O que reserva o futuro?

É possível ter-se o melhor de dois mundos: o projeto Radio Garden quer trazer de volta a magia do sinal FM com um toque moderno. Criado pelos académicos do Netherlands Institute for Sound and Vision, pretende passar “o sentimento da rádio”, aliando a nostálgica imprecisão do botão giratório do sinal analógico ao alcance global da internet. “Sabem o que é serendipity (acaso)?”, questiona. “Imagina que estás a ligar o rádio no carro e estás a chorar porque acabaste de terminar com o teu namorado, e depois começa a tocar a Adele. E tu não sabias que precisavas da Adele naquele momento, mas precisavas”. Jason Loviglio conta que é essa a magia da rádio: o acaso. “Isso a rádio online não tem e não dá para programar”, acrescenta.

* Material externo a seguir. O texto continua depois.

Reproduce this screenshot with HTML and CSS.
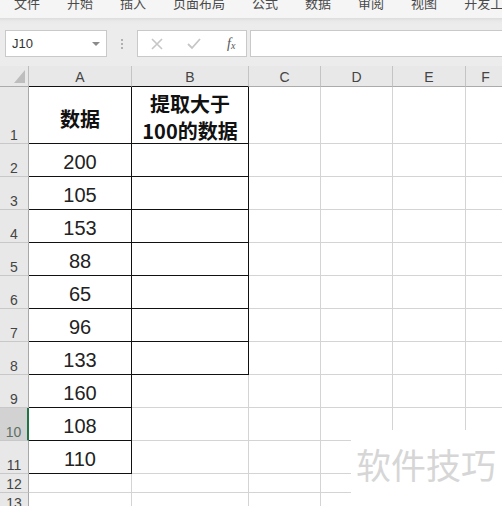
FILE: index.html
```html
<!DOCTYPE html>
<html lang="zh">
<head>
<meta charset="utf-8">
<title>Sheet</title>
<link rel="stylesheet" href="styles.css">
</head>
<body>
<div class="app">
  <div class="menubar">
    <span>文件</span><span>开始</span><span>插入</span><span>页面布局</span><span>公式</span><span>数据</span><span>审阅</span><span>视图</span><span>开发工具</span>
  </div>
  <div class="toolbar">
    <div class="namebox"><span>J10</span><span class="caret"></span></div>
    <div class="dots"><i></i><i></i><i></i></div>
    <div class="fxbox">
      <svg class="ico" width="14" height="14" viewBox="0 0 14 14"><path d="M2 2 L12 12 M12 2 L2 12" stroke="#c6c6c6" stroke-width="1.6" fill="none"/></svg>
      <svg class="ico" width="16" height="14" viewBox="0 0 16 14"><path d="M2 7 L6 11 L14 2" stroke="#c6c6c6" stroke-width="1.8" fill="none"/></svg>
      <span class="fx">f<sub>x</sub></span>
    </div>
    <div class="formula"></div>
  </div>
  <div class="sheet">
    <div class="corner"><span class="tri"></span></div>
    <div class="ch bkb">A</div><div class="ch bkb">B</div><div class="ch">C</div><div class="ch">D</div><div class="ch">E</div><div class="ch">F</div>

    <div class="rh">1</div><div class="c hd bkr bkb">数据</div><div class="c hd bkr bkb two">提取大于<br>100的数据</div><div class="c"></div><div class="c"></div><div class="c"></div><div class="c"></div>
    <div class="rh">2</div><div class="c n bkr bkb">200</div><div class="c bkr bkb"></div><div class="c"></div><div class="c"></div><div class="c"></div><div class="c"></div>
    <div class="rh">3</div><div class="c n bkr bkb">105</div><div class="c bkr bkb"></div><div class="c"></div><div class="c"></div><div class="c"></div><div class="c"></div>
    <div class="rh">4</div><div class="c n bkr bkb">153</div><div class="c bkr bkb"></div><div class="c"></div><div class="c"></div><div class="c"></div><div class="c"></div>
    <div class="rh">5</div><div class="c n bkr bkb">88</div><div class="c bkr bkb"></div><div class="c"></div><div class="c"></div><div class="c"></div><div class="c"></div>
    <div class="rh">6</div><div class="c n bkr bkb">65</div><div class="c bkr bkb"></div><div class="c"></div><div class="c"></div><div class="c"></div><div class="c"></div>
    <div class="rh">7</div><div class="c n bkr bkb">96</div><div class="c bkr bkb"></div><div class="c"></div><div class="c"></div><div class="c"></div><div class="c"></div>
    <div class="rh">8</div><div class="c n bkr bkb">133</div><div class="c bkr bkb"></div><div class="c"></div><div class="c"></div><div class="c"></div><div class="c"></div>
    <div class="rh">9</div><div class="c n bkr bkb">160</div><div class="c"></div><div class="c"></div><div class="c"></div><div class="c"></div><div class="c"></div>
    <div class="rh sel">10</div><div class="c n bkr bkb">108</div><div class="c"></div><div class="c"></div><div class="c"></div><div class="c"></div><div class="c"></div>
    <div class="rh">11</div><div class="c n bkr bkb">110</div><div class="c"></div><div class="c"></div><div class="c"></div><div class="c"></div><div class="c"></div>
    <div class="rh sm">12</div><div class="c"></div><div class="c"></div><div class="c"></div><div class="c"></div><div class="c"></div><div class="c"></div>
    <div class="rh sm">13</div><div class="c"></div><div class="c"></div><div class="c"></div><div class="c"></div><div class="c"></div><div class="c"></div>
  </div>
  <div class="watermark">软件技巧</div>
</div>
</body>
</html>
```
FILE: styles.css
```css
* { box-sizing: border-box; }
html, body { margin: 0; padding: 0; }
body {
  width: 502px;
  height: 506px;
  overflow: hidden;
  background: #ffffff;
  font-family: "Liberation Sans", "Noto Sans CJK SC", sans-serif;
}
.app {
  position: relative;
  width: 502px;
  height: 506px;
  overflow: hidden;
}
.menubar {
  height: 18px;
  background: #f5f5f5;
  display: flex;
  gap: 27px;
  padding-left: 14px;
  font-family: "Noto Sans CJK SC", sans-serif;
  font-size: 13px;
  line-height: 13px;
  color: #4a4a4a;
  white-space: nowrap;
  overflow: hidden;
}
.menubar span { margin-top: -4px; }
.toolbar {
  height: 48px;
  background: linear-gradient(#dcdcdc 0px, #e9e9e9 3px, #ececec 6px, #ececec 100%);
  display: flex;
  align-items: flex-start;
  padding-top: 12px;
  padding-left: 5px;
}
.namebox {
  width: 102px;
  height: 27px;
  background: #fff;
  border: 1px solid #c9c9c9;
  display: flex;
  align-items: center;
  justify-content: space-between;
  padding: 0 6px 0 6px;
  font-size: 13px;
  color: #333;
}
.caret {
  width: 0; height: 0;
  border-left: 4px solid transparent;
  border-right: 4px solid transparent;
  border-top: 4px solid #8a8a8a;
  margin-right: 0px;
}
.dots {
  width: 30px;
  height: 27px;
  display: flex;
  flex-direction: column;
  align-items: center;
  justify-content: center;
  gap: 2px;
}
.dots i {
  display: block;
  width: 2px;
  height: 2px;
  background: #b0b0b0;
}
.fxbox {
  width: 110px;
  height: 27px;
  background: #fff;
  border: 1px solid #c9c9c9;
  display: flex;
  align-items: center;
  padding-left: 12px;
  gap: 22px;
}
.fx {
  font-family: "Liberation Serif", serif;
  font-style: italic;
  font-size: 14px;
  color: #555;
  margin-left: 3px;
}
.fx sub { font-size: 10px; vertical-align: -1px; }
.formula {
  flex: 1;
  margin-left: 3px;
  height: 27px;
  background: #fff;
  border: 1px solid #c9c9c9;
  border-right: none;
}
.sheet {
  display: grid;
  grid-template-columns: 29px 103px 117px 72px 72px 73px 40px;
  grid-template-rows: 21px 57px repeat(10, 33px) 19px 19px;
}
.corner {
  background: #e8e8e8;
  border-right: 1px solid #bdbdbd;
  border-bottom: 1px solid #ababab;
  position: relative;
}
.tri {
  position: absolute;
  right: 3px;
  bottom: 3px;
  width: 0; height: 0;
  border-left: 11px solid transparent;
  border-bottom: 13px solid #bdbdbd;
}
.ch {
  background: #e8e8e8;
  border-right: 1px solid #c4c4c4;
  border-bottom: 1px solid #ababab;
  display: flex;
  align-items: flex-end;
  justify-content: center;
  padding-bottom: 1px;
  font-size: 14px;
  color: #444;
}
.ch.bkb { border-bottom-color: #111; }
.rh {
  background: #e8e8e8;
  border-right: 1px solid #a8a8a8;
  border-bottom: 1px solid #c8c8c8;
  display: flex;
  align-items: flex-end;
  justify-content: center;
  font-size: 14px;
  line-height: 16px;
  color: #444;
  padding-bottom: 0px;
}
.rh.sm { line-height: 16px; }
.rh.sel {
  background: #d2d2d2;
  border-right: 2px solid #217346;
  color: #5d6f66;
}
.c {
  border-right: 1px solid #d4d4d4;
  border-bottom: 1px solid #d4d4d4;
  background: #fff;
  display: flex;
  align-items: center;
  justify-content: center;
  color: #222;
}
.c.bkr { border-right-color: #111; }
.c.bkb { border-bottom-color: #111; }
.c.n {
  font-size: 20px;
  padding-top: 4px;
}
.c.hd {
  font-family: "Noto Sans CJK SC", sans-serif;
  font-weight: bold;
  font-size: 20px;
  line-height: 27px;
  text-align: center;
  padding-top: 6px;
  color: #111;
}
.c.hd.two { padding-top: 4px; }
.watermark {
  position: absolute;
  left: 351px;
  top: 430px;
  right: 0;
  bottom: 0;
  background: #fff;
  font-family: "Noto Sans CJK SC", sans-serif;
  font-size: 35px;
  color: #d6d6d6;
  padding-left: 5px;
  padding-top: 14px;
  line-height: 40px;
  letter-spacing: 0px;
  white-space: nowrap;
}
```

“E o que é que o futuro reserva para a rádio?” Na pergunta final da conferência, Loviglio lembrou que mesmo perante a ameaça da televisão e da internet, a rádio “sobreviveu” e manteve-se resiliente. “As pessoas parecem mais preocupadas com o futuro da rádio do que da televisão, mas nos últimos 10 anos a televisão transformou-se completamente. Quando pergunto aos meus alunos o que veem na televisão, dizem que só veem Netflix”. Para o professor e investigador norte-americano, “a rádio está sempre prestes a ser considerada extinta”, mas acrescenta que não acredita na sua “sentença de morte”.